Recently I returned from Burma, a country that is officially Buddhist. There are more Buddhist pagodas in the cities of Yangon and Mandalay that there are steeples in Dallas, TX! The largest of these is the Shwedagon Pagoda in Yangon. Rising 325 feet, it is covered in as much as 60 tons of gold. Why have Burmese Buddhists invested such wealth in this pagoda? Because they believe that it contains eight strands of hair from Buddha himself. They know he’s dead. They don’t believe he’s a god. But in the hope of having good karma they worship him in this way (Remember, when Buddhists and Hindus speak of karma they are not speaking about rewards or punishment in this life, but rather in a future life via reincarnation).

Thank God we have a living Savior! Resurrected, reigning and coming again! In a little over two weeks we will celebrate Jesus’ Resurrection on Easter Sunday. But those who trust in Jesus Christ experience the victory of Christ’s resurrection every day.
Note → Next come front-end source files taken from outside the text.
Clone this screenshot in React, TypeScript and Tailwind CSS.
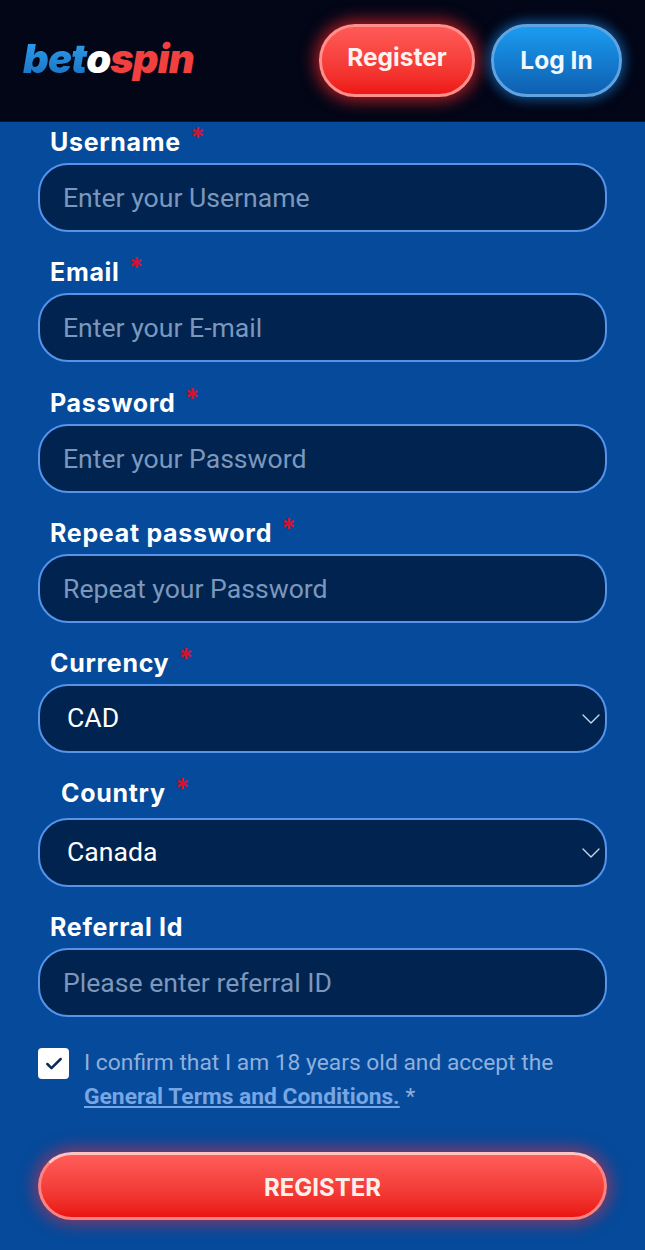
import { Check, ChevronDown } from "lucide-react";

const fieldClass =
  "h-[69px] w-full rounded-[30px] border-2 border-[#5594ea] bg-[#00244f] pl-[23px] pr-10 font-['Roboto',sans-serif] text-[26.6px] text-white outline-none placeholder:text-[#7c97bd]";

function Label({ text, required = true, className = "" }: { text: string; required?: boolean; className?: string }) {
  return (
    <label className={`flex h-[32px] items-center pl-3 font-['Inter',sans-serif] text-[25px] leading-[32px] font-bold tracking-[0.7px] text-white ${className}`}>
      {text}
      {required && <span className="relative -top-[5px] ml-[9px] text-[27px] leading-none text-[#d3122f]">*</span>}
    </label>
  );
}

function TextField({ label, placeholder, type = "text", required = true, className = "" }: { label: string; placeholder: string; type?: string; required?: boolean; className?: string }) {
  return (
    <div className={`flex flex-col gap-[5px] ${className}`}>
      <Label text={label} required={required} />
      <input type={type} placeholder={placeholder} className={fieldClass} />
    </div>
  );
}

function SelectField({ label, value, labelClass = "" }: { label: string; value: string; labelClass?: string }) {
  return (
    <div className="flex flex-col gap-[5px]">
      <Label text={label} className={labelClass} />
      <div className="relative">
        <select defaultValue={value} className={`${fieldClass} appearance-none pb-[2px] pl-[27px]`}>
          <option value={value}>{value}</option>
        </select>
        <ChevronDown className="pointer-events-none absolute top-1/2 right-[0.5px] -translate-y-1/2 text-[#c5d6ee]" size={32} strokeWidth={1} />
      </div>
    </div>
  );
}

export default function App() {
  return (
    <div className="min-h-[1250px] w-full overflow-hidden bg-[#054a9b]">
      <header className="flex h-[122px] items-center justify-between border-b border-[#01183a] bg-[#020617] pr-[23px] pl-[23px]">
        <div className="mb-[3px] font-['Inter',sans-serif] text-[40px] leading-none font-black tracking-[-0.9px] italic">
          <span className="bg-gradient-to-b from-[#2fa5f5] to-[#1a6cbc] bg-clip-text pr-[2px] text-transparent">bet</span>
          <span className="-ml-[2px] text-white">o</span>
          <span className="text-[#f1403f]">spin</span>
        </div>
        <div className="flex items-center gap-4">
          <button className="mt-[-1px] h-[73px] w-[156px] rounded-[36px] border-[3px] border-[#ff8f8c] bg-gradient-to-b from-[#ff5a57] to-[#ee1614] pb-[5px] font-['Inter',sans-serif] text-[24.5px] font-bold text-[#fdf2f0] shadow-[0_0_16px_4px_rgba(255,40,40,0.65)]">
            Register
          </button>
          <button className="mt-[-1px] h-[73px] w-[131px] rounded-[36px] border-[3px] border-[#5fa3e0] bg-gradient-to-b from-[#1b9cf1] to-[#0f5fb0] font-['Inter',sans-serif] text-[24.5px] font-bold text-[#f2f8fd] shadow-[0_0_12px_3px_rgba(30,140,240,0.55)]">
            Log In
          </button>
        </div>
      </header>

      <form className="flex flex-col px-[38px] pt-[4px]">
        <div className="flex flex-col gap-[24px]">
          <TextField label="Username" placeholder="Enter your Username" />
          <TextField label="Email" placeholder="Enter your E-mail" type="email" />
          <TextField label="Password" placeholder="Enter your Password" type="password" className="mt-[1px]" />
          <TextField label="Repeat password" placeholder="Repeat your Password" type="password" />
          <SelectField label="Currency" value="CAD" />
        </div>
        <div className="mt-[24px] flex flex-col gap-[24px]">
          <div className="[&>div>div]:mt-[4px]">
            <SelectField label="Country" value="Canada" labelClass="pl-[23px]" />
          </div>
          <TextField label="Referral Id" placeholder="Please enter referral ID" required={false} />
        </div>

        <div className="mt-[29px] flex gap-[15px]">
          <span className="mt-[2px] flex h-[31px] w-[31px] shrink-0 items-center justify-center rounded-[4px] bg-white">
            <Check size={20} strokeWidth={3} className="text-[#0b2a55]" />
          </span>
          <p className="font-['Roboto',sans-serif] text-[22.8px] leading-[34px] text-[#8fb0dc]">
            I confirm that I am 18 years old and accept the
            <br />
            <a href="#" className="font-bold text-[#78a6e2] underline underline-offset-2">General Terms and Conditions.</a> *
          </p>
        </div>

        <button type="button" className="mt-[38px] h-[68px] w-full rounded-[34px] border-[3px] border-t-[#ffc4c2] border-r-[#ff8280] border-b-[#ff8280] border-l-[#ff8280] bg-gradient-to-b from-[#ff5c59] to-[#ea1210] pt-[3px] font-['Inter',sans-serif] text-[24px] font-bold text-[#fdeeec] shadow-[0_0_16px_4px_rgba(255,40,50,0.5)]">
          REGISTER
        </button>
      </form>
    </div>
  );
}
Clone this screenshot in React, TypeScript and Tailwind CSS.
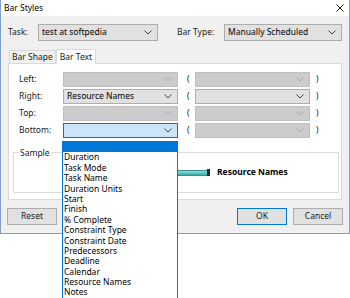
import React from 'react'

const font = "font-['Segoe_UI','Noto_Sans',sans-serif]"

function Chevron({ light }: { light?: boolean }) {
  return (
    <svg width="8" height="5" viewBox="0 0 8 5" className="shrink-0">
      <polyline
        points="0.5,0.5 4,4 7.5,0.5"
        fill="none"
        stroke={light ? '#a8a8a8' : '#404040'}
        strokeWidth="1"
      />
    </svg>
  )
}

type SelectKind = 'normal' | 'disabled' | 'focus'

function Select({ value, kind, className }: { value?: string; kind: SelectKind; className: string }) {
  const look =
    kind === 'disabled'
      ? 'bg-[#cccccc] border-[#bfbfbf]'
      : kind === 'focus'
        ? 'bg-[#cce4f7] border-[#0078d7]'
        : 'bg-[#e1e1e1] border-[#adadad]'
  return (
    <div className={`flex items-center justify-between border pl-[3px] pr-[5px] text-black ${look} ${className}`}>
      <span className="truncate">{value}</span>
      <Chevron light={kind === 'disabled'} />
    </div>
  )
}

const rows: { label: string; value?: string; kind: SelectKind }[] = [
  { label: 'Left:', kind: 'disabled' },
  { label: 'Right:', value: 'Resource Names', kind: 'normal' },
  { label: 'Top:', kind: 'disabled' },
  { label: 'Bottom:', kind: 'focus' },
]

const options = [
  'Duration',
  'Task Mode',
  'Task Name',
  'Duration Units',
  'Start',
  'Finish',
  '% Complete',
  'Constraint Type',
  'Constraint Date',
  'Predecessors',
  'Deadline',
  'Calendar',
  'Resource Names',
  'Notes',
]

export default function App() {
  return (
    <div className={`relative w-[350px] h-[298px] bg-white overflow-hidden text-[8.5px] text-[#1a1a1a] ${font}`}>
      {/* Dialog window */}
      <div className="flex flex-col w-[350px] h-[234px] border border-t-0 border-[#7e9fc9] bg-[#f0f0f0]">
        {/* Title bar */}
        <div className="flex items-center justify-between h-[16px] bg-white pl-[3px] pr-[5px]">
          <span className="text-[8.5px] text-black">Bar Styles</span>
          <svg width="8" height="8" viewBox="0 0 8 8">
            <path d="M0.5 0.5 L7.5 7.5 M7.5 0.5 L0.5 7.5" stroke="#202020" strokeWidth="1" />
          </svg>
        </div>

        {/* Task / Bar Type */}
        <div className="flex items-center h-[17px] mt-[8px] pl-[7px]">
          <span className="w-[30px]">Task:</span>
          <Select value="test at softpedia" kind="normal" className="w-[120px] h-[17px]" />
          <span className="ml-[19px] w-[47px]">Bar Type:</span>
          <Select value="Manually Scheduled" kind="normal" className="w-[118px] h-[17px]" />
        </div>

        {/* Tabs */}
        <div className="flex items-end h-[15px] mt-[7px] pl-[8px]">
          <div className="h-[13px] px-[2px] flex items-center border border-b-0 border-[#d9d9d9] bg-[#f0f0f0]">
            Bar Shape
          </div>
          <div className="h-[15px] px-[3px] flex items-center border border-b-0 border-[#d9d9d9] bg-white relative top-[1px]">
            Bar Text
          </div>
        </div>

        {/* Tab panel */}
        <div className="ml-[7px] w-[334px] h-[137px] border border-[#d9d9d9] bg-white flex flex-col">
          <div className="flex flex-col gap-[2px] mt-[8px]">
            {rows.map(r => (
              <div key={r.label} className="flex items-center h-[15px]">
                <span className="w-[54px] pl-[10px]">{r.label}</span>
                <Select value={r.value} kind={r.kind} className="w-[115px] h-[15px]" />
                <span className="ml-[9px] w-[8px]">(</span>
                <Select kind={r.kind === 'normal' ? 'normal' : 'disabled'} className="w-[115px] h-[15px]" />
                <span className="ml-[6px]">)</span>
              </div>
            ))}
          </div>

          {/* Sample group */}
          <div className="relative mt-[14px] ml-[4px] w-[326px] h-[41px] border border-[#dcdcdc]">
            <span className="absolute -top-[6px] left-[5px] bg-white px-[1px]">Sample</span>
            <div className="flex items-center h-full pl-[141px]">
              <div className="w-[52px] h-[6px] border-y border-[#3a8f8f] bg-gradient-to-b from-[#8fdede] via-[#5cc8c8] to-[#3aa6a6]" />
              <div className="w-[3px] h-[7px] bg-[#2a2a2a]" />
              <span className="ml-[7px] font-bold text-black">Resource Names</span>
            </div>
          </div>
        </div>

        {/* Buttons */}
        <div className="flex items-center mt-[8px] px-[6px]">
          <button className="w-[50px] h-[17px] border border-[#adadad] bg-[#e1e1e1]">Reset</button>
          <div className="flex-1" />
          <button className="w-[50px] h-[17px] border border-[#0078d7] bg-[#e1e1e1]">OK</button>
          <button className="ml-[6px] w-[50px] h-[17px] border border-[#adadad] bg-[#e1e1e1]">Cancel</button>
        </div>
      </div>

      {/* Dropdown list overlay */}
      <div className="absolute left-[62px] top-[141px] w-[116px] h-[160px] border border-[#0078d7] bg-white text-black">
        <div className="h-[10.4px] bg-[#0078d7]" />
        {options.map(o => (
          <div key={o} className="h-[10.4px] leading-[10.4px] pl-[1px]">
            {o}
          </div>
        ))}
      </div>
    </div>
  )
}
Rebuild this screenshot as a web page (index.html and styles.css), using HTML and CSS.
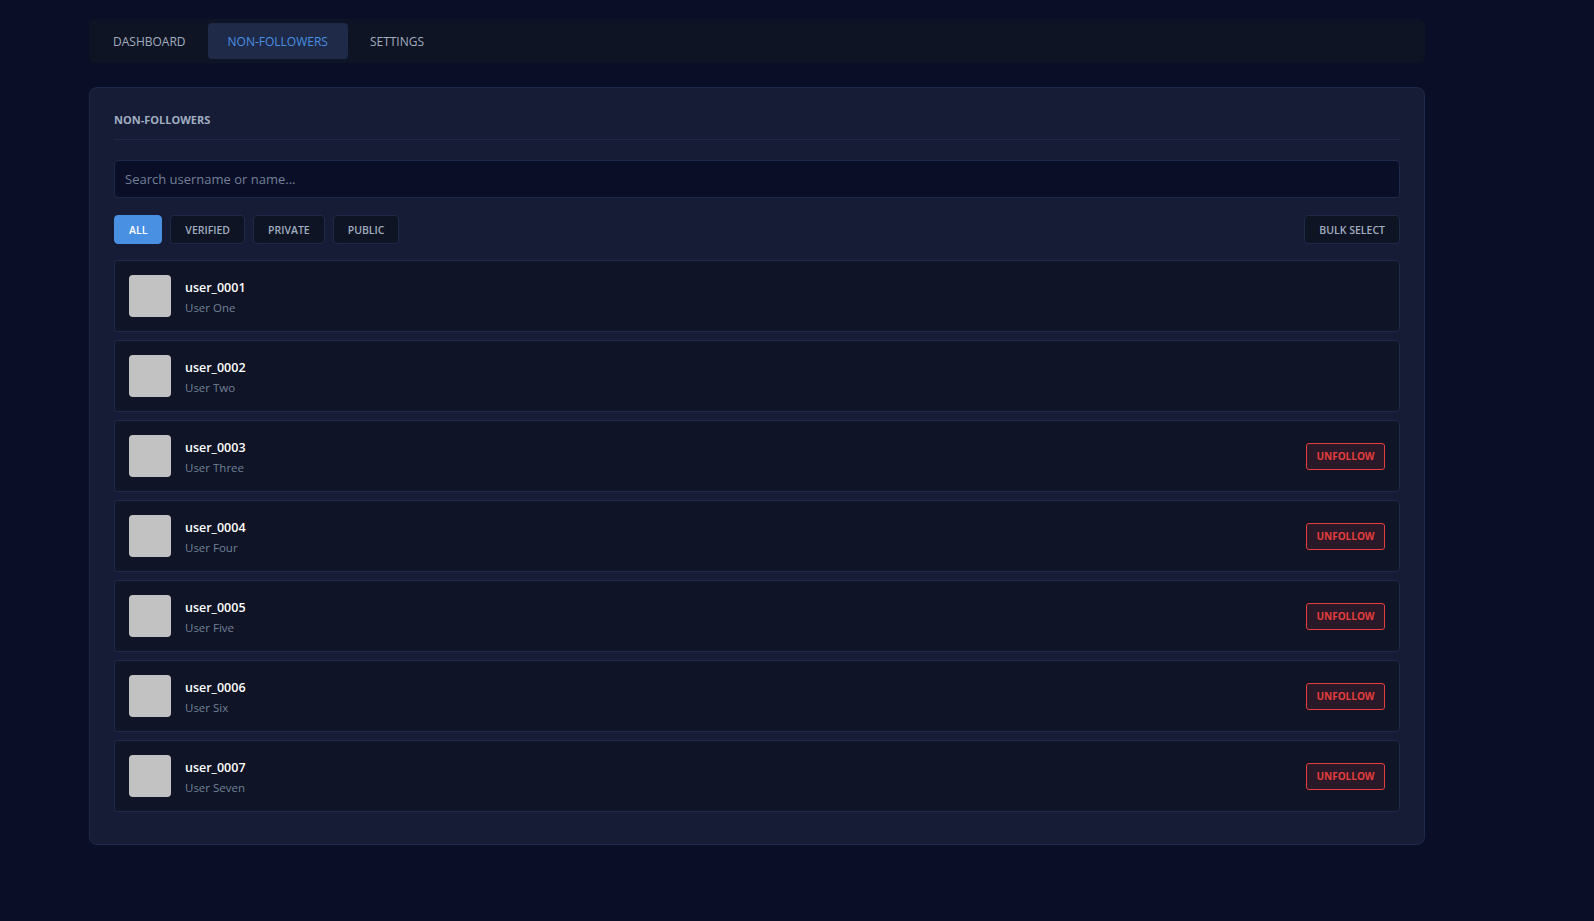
FILE: index.html
```html
<!DOCTYPE html>
<html lang="en">
<head>
    <meta charset="UTF-8">
    <meta name="viewport" content="width=device-width, initial-scale=1.0">
    <title>Non-Followers</title>
    <link rel="stylesheet" href="styles.css">
</head>
<body>
    <div class="container">
        <nav class="tabs">
            <a href="#dashboard" class="tab">DASHBOARD</a>
            <a href="#non-followers" class="tab active">NON-FOLLOWERS</a>
            <a href="#settings" class="tab">SETTINGS</a>
        </nav>

        <div class="panel">
            <h2 class="panel-title">NON-FOLLOWERS</h2>

            <input type="text" class="search" placeholder="Search username or name...">

            <div class="filters">
                <div class="filter-group">
                    <button class="filter active">ALL</button>
                    <button class="filter">VERIFIED</button>
                    <button class="filter">PRIVATE</button>
                    <button class="filter">PUBLIC</button>
                </div>
                <button class="filter">BULK SELECT</button>
            </div>

            <div class="user-list">
                <div class="user-row">
                    <div class="avatar"></div>
                    <div class="user-info">
                        <div class="username">user_0001</div>
                        <div class="fullname">User One</div>
                    </div>
                </div>
                <div class="user-row">
                    <div class="avatar"></div>
                    <div class="user-info">
                        <div class="username">user_0002</div>
                        <div class="fullname">User Two</div>
                    </div>
                </div>
                <div class="user-row">
                    <div class="avatar"></div>
                    <div class="user-info">
                        <div class="username">user_0003</div>
                        <div class="fullname">User Three</div>
                    </div>
                    <button class="unfollow">UNFOLLOW</button>
                </div>
                <div class="user-row">
                    <div class="avatar"></div>
                    <div class="user-info">
                        <div class="username">user_0004</div>
                        <div class="fullname">User Four</div>
                    </div>
                    <button class="unfollow">UNFOLLOW</button>
                </div>
                <div class="user-row">
                    <div class="avatar"></div>
                    <div class="user-info">
                        <div class="username">user_0005</div>
                        <div class="fullname">User Five</div>
                    </div>
                    <button class="unfollow">UNFOLLOW</button>
                </div>
                <div class="user-row">
                    <div class="avatar"></div>
                    <div class="user-info">
                        <div class="username">user_0006</div>
                        <div class="fullname">User Six</div>
                    </div>
                    <button class="unfollow">UNFOLLOW</button>
                </div>
                <div class="user-row">
                    <div class="avatar"></div>
                    <div class="user-info">
                        <div class="username">user_0007</div>
                        <div class="fullname">User Seven</div>
                    </div>
                    <button class="unfollow">UNFOLLOW</button>
                </div>
            </div>
        </div>
    </div>
</body>
</html>
```

FILE: styles.css
```css
* {
    margin: 0;
    padding: 0;
    box-sizing: border-box;
}

body {
    font-family: 'Open Sans', 'Noto Sans', sans-serif;
    background-color: #0a0e27;
    color: #ffffff;
    min-height: 100vh;
    padding: 19px 0 0 89px;
}

.container {
    width: 1336px;
}

.tabs {
    display: flex;
    gap: 2px;
    padding: 4px;
    height: 44px;
    background-color: #0f1424;
    border-radius: 6px;
}

.tab {
    display: flex;
    align-items: center;
    padding: 0 20px;
    color: #a0aec0;
    text-decoration: none;
    font-size: 12px;
    border-radius: 4px;
}

.tab.active {
    background-color: #1e2a47;
    color: #4a90e2;
}

.panel {
    margin-top: 24px;
    background-color: #161b36;
    border: 1px solid #1f2a4a;
    border-radius: 8px;
    padding: 24px;
}

.panel-title {
    font-size: 11px;
    font-weight: 700;
    line-height: 15px;
    color: #a0aec0;
    padding-bottom: 12px;
    border-bottom: 1px solid #1f2a4a;
    margin-bottom: 20px;
}

.search {
    display: block;
    width: 100%;
    height: 38px;
    padding: 0 10px;
    background-color: #0a0e27;
    border: 1px solid #1f2a4a;
    border-radius: 4px;
    color: #ffffff;
    font-family: inherit;
    font-size: 13px;
    outline: none;
}

.search::placeholder {
    color: #718096;
}

.filters {
    display: flex;
    justify-content: space-between;
    margin: 17px 0 16px;
}

.filter-group {
    display: flex;
    gap: 8px;
}

.filter {
    height: 29px;
    padding: 0 14px;
    background-color: #0f1424;
    border: 1px solid #1f2a4a;
    border-radius: 4px;
    color: #a0aec0;
    font-family: inherit;
    font-size: 10.5px;
    font-weight: 600;
    cursor: pointer;
}

.filter.active {
    background-color: #4a90e2;
    border-color: #4a90e2;
    color: #ffffff;
}

.user-row {
    display: flex;
    align-items: center;
    gap: 14px;
    height: 72px;
    padding: 0 14px;
    margin-bottom: 8px;
    background-color: #0f1426;
    border: 1px solid #1f2a4a;
    border-radius: 4px;
}

.avatar {
    width: 42px;
    height: 42px;
    background-color: #c2c2c2;
    border-radius: 4px;
}

.user-info {
    flex: 1;
    padding-top: 3px;
}

.username {
    font-size: 12.5px;
    font-weight: 600;
    line-height: 18px;
}

.fullname {
    font-size: 11.5px;
    line-height: 17px;
    margin-top: 2px;
    color: #718096;
}

.unfollow {
    width: 79px;
    height: 27px;
    background-color: rgba(229, 62, 62, 0.12);
    border: 1px solid #e53e3e;
    border-radius: 3px;
    color: #e53e3e;
    font-family: inherit;
    font-size: 10px;
    font-weight: 700;
    cursor: pointer;
}
```
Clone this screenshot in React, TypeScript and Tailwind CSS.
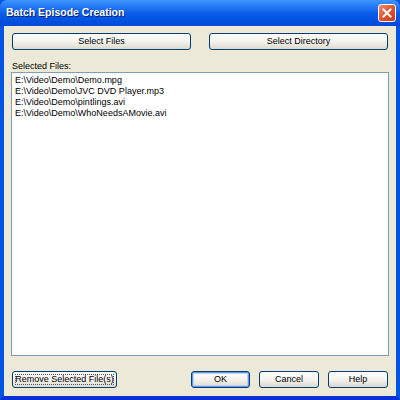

Yes, I am a Christian because Jesus Christ was raised from the dead. If you are not a Christian, what do you believe about Jesus and His resurrection? If the resurrection is a lie, then Christianity has no foundation. It is vital that you understand this. Our entire faith stands or falls on the historicity of the bodily resurrection of Jesus Christ. Therefore, if you look at the evidence, and conclude that the resurrection really happened, you are left to conclude that Jesus is what He and the Scriptures claim Him to be – Lord and King, forever and ever, and you must, dear friend, you must follow Him in faith and obedience.